Put side to side a laptop and a mainframe from 40 years ago and you will be amazed by the astonishing evolution. Not only are hardware resources many orders of magnitude larger, but also the software is immensely more powerful and sophisticated. Operating systems appeared in the ’60, for managing mainframe computers. They handled tasks common to a variety of user programs, such as low-level device handling, scheduling the processor, allocating and naming storage, enforcing security. An operating system main role is to transform the raw machine into a set of high-level abstraction, which can be used and shared by applications. For example, instead of thinking which bytes to write or read from a disk, the applications access named files.
It may seem that we are close to have reached the last word in operating systems, and studying them will soon be part of history. But an invisible revolution is ongoing, whose importance and magnitude is enormous. Despite its enormous scale, the revolution is mostly invisible. Hidden from our eyes is slowly evolving is a set of enormous, planetary-scale operating systems. We are still quite far from having reached this goal; to make a historic analogy, I estimate is that we are still in the pre-Unix era (1971) with respect to the planetary OS. If you look carefully you can see how every year a few more pieces of the puzzle are being filled.
So, what is the computer that is to be managed by the planetary OS? In its current incarnation it is the datacenter — a collection of tens of thousands of processors and disks — but soon it is going to be a collection of datacenters linked together into a seamless whole. The goal of the planetary OS is to make millions of processors and disks to behave as a single machine, as easy and natural to use as a desktop. Using a simple interface you will invoke the power of tens of thousands of processors, spread all over the world. You will sift through petabytes of data with a simple mouse click. You will manage millions of data streams from a single console.
You can read about some of the pieces of this enormous puzzle. Here are some sample links: the Google File System, Amazon’s S3 and VMWare VMFS offer a single filesystem namespace, spanning reliably and transparently up to tens of thousands of machines. Google’s Map-Reduce and Microsoft’s Dryad allow anyone to execute a program on thousands of machines, sifting through hundreds of terabytes of data in a matter of minutes. Amazon’s EC2 and VMWare’s DRS offers transparent compute resource virtualization (extending the concept of process in operating systems to the cluster-level). Microsoft’s Autopilot is the generalization to the cluster-level of the BIOS and software updates, monitoring and deploying automatically software. Google’s BigTable transforms a cluster into a huge database. User management is described in Google’s paper, but it is an ubiquitous piece in many other on-line services, from E-Bay to Yahoo IM. Google’s Chubby provides cluster-level reliable interprocess communication. Akamai’s network handles vast volumes of traffic for millions of clients. And, of course, Web-based platforms are the new user-level APIs, which programmers can use to craft mash-ups (the extension of traditional applications).

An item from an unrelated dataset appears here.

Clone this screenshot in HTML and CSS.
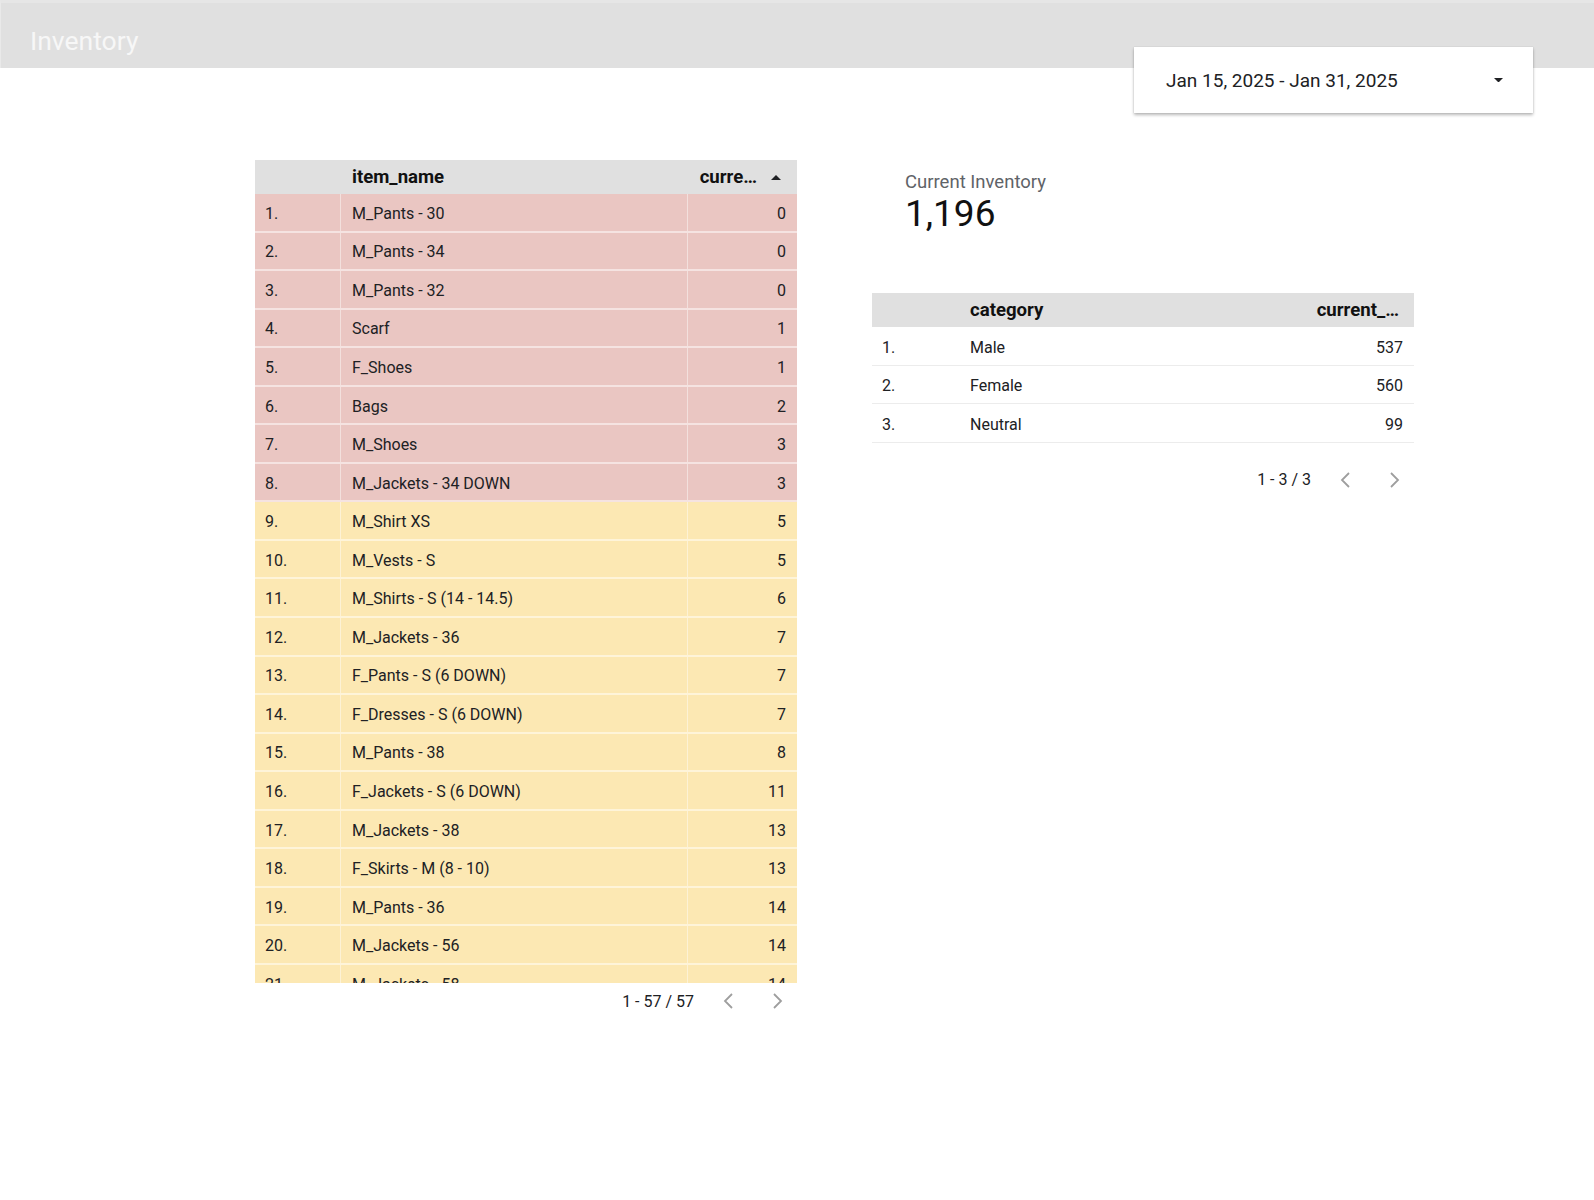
FILE: index.html
```html
<!DOCTYPE html>
<html>
<head>
<meta charset="utf-8">
<title>Inventory</title>
<link rel="stylesheet" href="styles.css">
</head>
<body>
<header class="topbar">
  <div class="title">Inventory</div>
</header>

<div class="daterange">
  <span class="daterange-text">Jan 15, 2025 - Jan 31, 2025</span>
  <svg class="dd-arrow" width="10" height="5" viewBox="0 0 10 5"><path d="M0 0 L10 0 L5 5 Z" fill="#202124"/></svg>
</div>

<main class="canvas">
  <section class="col-left">
    <div class="tbl tbl-items">
      <div class="row thead">
        <div class="c num"></div>
        <div class="c name">item_name</div>
        <div class="c val val-head"><span>curre…</span><svg class="sort" width="10" height="5" viewBox="0 0 10 5"><path d="M0 5 L10 5 L5 0 Z" fill="#202124"/></svg></div>
      </div>
      <div class="tbody">
        <div class="row red"><div class="c num">1.</div><div class="c name">M_Pants - 30</div><div class="c val">0</div></div>
        <div class="row red"><div class="c num">2.</div><div class="c name">M_Pants - 34</div><div class="c val">0</div></div>
        <div class="row red"><div class="c num">3.</div><div class="c name">M_Pants - 32</div><div class="c val">0</div></div>
        <div class="row red"><div class="c num">4.</div><div class="c name">Scarf</div><div class="c val">1</div></div>
        <div class="row red"><div class="c num">5.</div><div class="c name">F_Shoes</div><div class="c val">1</div></div>
        <div class="row red"><div class="c num">6.</div><div class="c name">Bags</div><div class="c val">2</div></div>
        <div class="row red"><div class="c num">7.</div><div class="c name">M_Shoes</div><div class="c val">3</div></div>
        <div class="row red"><div class="c num">8.</div><div class="c name">M_Jackets - 34 DOWN</div><div class="c val">3</div></div>
        <div class="row yel"><div class="c num">9.</div><div class="c name">M_Shirt XS</div><div class="c val">5</div></div>
        <div class="row yel"><div class="c num">10.</div><div class="c name">M_Vests - S</div><div class="c val">5</div></div>
        <div class="row yel"><div class="c num">11.</div><div class="c name">M_Shirts - S (14 - 14.5)</div><div class="c val">6</div></div>
        <div class="row yel"><div class="c num">12.</div><div class="c name">M_Jackets - 36</div><div class="c val">7</div></div>
        <div class="row yel"><div class="c num">13.</div><div class="c name">F_Pants - S (6 DOWN)</div><div class="c val">7</div></div>
        <div class="row yel"><div class="c num">14.</div><div class="c name">F_Dresses - S (6 DOWN)</div><div class="c val">7</div></div>
        <div class="row yel"><div class="c num">15.</div><div class="c name">M_Pants - 38</div><div class="c val">8</div></div>
        <div class="row yel"><div class="c num">16.</div><div class="c name">F_Jackets - S (6 DOWN)</div><div class="c val">11</div></div>
        <div class="row yel"><div class="c num">17.</div><div class="c name">M_Jackets - 38</div><div class="c val">13</div></div>
        <div class="row yel"><div class="c num">18.</div><div class="c name">F_Skirts - M (8 - 10)</div><div class="c val">13</div></div>
        <div class="row yel"><div class="c num">19.</div><div class="c name">M_Pants - 36</div><div class="c val">14</div></div>
        <div class="row yel"><div class="c num">20.</div><div class="c name">M_Jackets - 56</div><div class="c val">14</div></div>
        <div class="row yel"><div class="c num">21.</div><div class="c name">M_Jackets - 58</div><div class="c val">14</div></div>
      </div>
    </div>
    <div class="pager">
      <span class="pager-text">1 - 57 / 57</span>
      <svg class="chev" width="28" height="28" viewBox="0 0 28 28"><polyline points="17,7 10,14 17,21" fill="none" stroke="#9e9e9e" stroke-width="1.8"/></svg>
      <svg class="chev" width="28" height="28" viewBox="0 0 28 28"><polyline points="11,7 18,14 11,21" fill="none" stroke="#9e9e9e" stroke-width="1.8"/></svg>
    </div>
  </section>

  <section class="col-right">
    <div class="scorecard">
      <div class="sc-label">Current Inventory</div>
      <div class="sc-value">1,196</div>
    </div>
    <div class="tbl tbl-cat">
      <div class="row thead">
        <div class="c num"></div>
        <div class="c name">category</div>
        <div class="c val val-head2">current_…</div>
      </div>
      <div class="row plain"><div class="c num">1.</div><div class="c name">Male</div><div class="c val">537</div></div>
      <div class="row plain"><div class="c num">2.</div><div class="c name">Female</div><div class="c val">560</div></div>
      <div class="row plain"><div class="c num">3.</div><div class="c name">Neutral</div><div class="c val">99</div></div>
    </div>
    <div class="pager pager-cat">
      <span class="pager-text">1 - 3 / 3</span>
      <svg class="chev" width="28" height="28" viewBox="0 0 28 28"><polyline points="17,7 10,14 17,21" fill="none" stroke="#9e9e9e" stroke-width="1.8"/></svg>
      <svg class="chev" width="28" height="28" viewBox="0 0 28 28"><polyline points="11,7 18,14 11,21" fill="none" stroke="#9e9e9e" stroke-width="1.8"/></svg>
    </div>
  </section>
</main>
</body>
</html>
```

FILE: styles.css
```css
* { box-sizing: border-box; }

html, body {
  margin: 0;
  padding: 0;
  background: #ffffff;
}

body {
  font-family: Roboto, "Liberation Sans", Arial, sans-serif;
  color: #202124;
  width: 1594px;
  height: 1200px;
  overflow: hidden;
  position: relative;
}

.topbar {
  height: 68px;
  background: #e0e0e0;
  border-top: 3px solid #e6e6e6;
  border-left: 1px solid #e9e9e9;
}

.title {
  padding-left: 29px;
  padding-top: 23px;
  font-size: 26.5px;
  line-height: 30px;
  color: #f7f7f7;
  font-weight: 400;
}

.daterange {
  position: absolute;
  left: 1134px;
  top: 47px;
  width: 399px;
  height: 66px;
  background: #ffffff;
  box-shadow: 0 2px 3px rgba(0,0,0,0.28), 0 0 1px rgba(0,0,0,0.15);
  display: flex;
  align-items: center;
  padding-left: 32px;
  padding-right: 30px;
}

.daterange-text {
  font-size: 19px;
  color: #202124;
  flex: 1;
}

.dd-arrow { display: block; width: 9px; height: 4.5px; margin-top: 0; }

.canvas {
  display: flex;
  align-items: flex-start;
  padding-left: 255px;
  padding-top: 92px;
  gap: 75px;
}

.col-left { width: 542px; }
.col-right { width: 542px; }

.tbl { width: 542px; }

.row {
  display: grid;
  align-items: stretch;
}

.tbl-items .row { grid-template-columns: 86px 347px 109px; }
.tbl-cat .row { grid-template-columns: 87px 1fr 160px; }

.c {
  display: flex;
  align-items: center;
  font-size: 16px;
  color: #202124;
  white-space: nowrap;
  overflow: hidden;
  padding-top: 2px;
}

.c.num { padding-left: 10px; }
.c.name { padding-left: 11px; }
.c.val { justify-content: flex-end; padding-right: 11px; }

.thead {
  height: 34px;
  background: #e0e0e0;
}

.thead .c {
  font-weight: 700;
  font-size: 18.6px;
  color: #111;
  padding-top: 0;
}

.val-head { padding-right: 16px !important; gap: 14px; }
.sort { display: block; width: 10px; height: 5px; }

.val-head2 { padding-right: 15px !important; }

.tbody {
  height: 789px;
  overflow: hidden;
}

.tbody .row {
  height: 38.55px;
  border-bottom: 2px solid rgba(255,255,255,0.5);
}

.tbody .row .c.num,
.tbody .row .c.name {
  border-right: 1px solid rgba(255,255,255,0.45);
}

.row.red { background: #eac6c2; }
.row.yel { background: #fce8b3; }

.row.plain {
  height: 38.6px;
  border-bottom: 1px solid #ececec;
  padding-top: 1px;
}

.pager {
  display: flex;
  justify-content: flex-end;
  align-items: center;
  height: 36px;
  padding-right: 6px;
  gap: 20px;
}

.pager-text {
  font-size: 16px;
  color: #202124;
  margin-right: 1px;
}

.chev { display: block; }

.pager-cat { margin-top: 19px; }

.scorecard {
  padding-left: 33px;
  padding-top: 11px;
  height: 133px;
}

.sc-label {
  font-size: 18.5px;
  line-height: 22px;
  color: #5f6368;
}

.sc-value {
  font-size: 37px;
  line-height: 40px;
  color: #111;
  margin-top: 1px;
}
```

And this list could continue.
Currently most of these pieces are still disjoint – not yet tied together into a coherent whole, and most of them do not scale up to planetary-size (they are confined to the cluster- or datacenter level). But the trend is unmistakable: there is an ongoing race to build a unified, simple, single system, which will manage transparently, automatically, and effortlessly (to a large degree – not even a desktop operating system can work without supervision, so we can’t expect full autonomy at this scale) a gigantic computer spanning the whole globe.
It is certainly a very exciting time!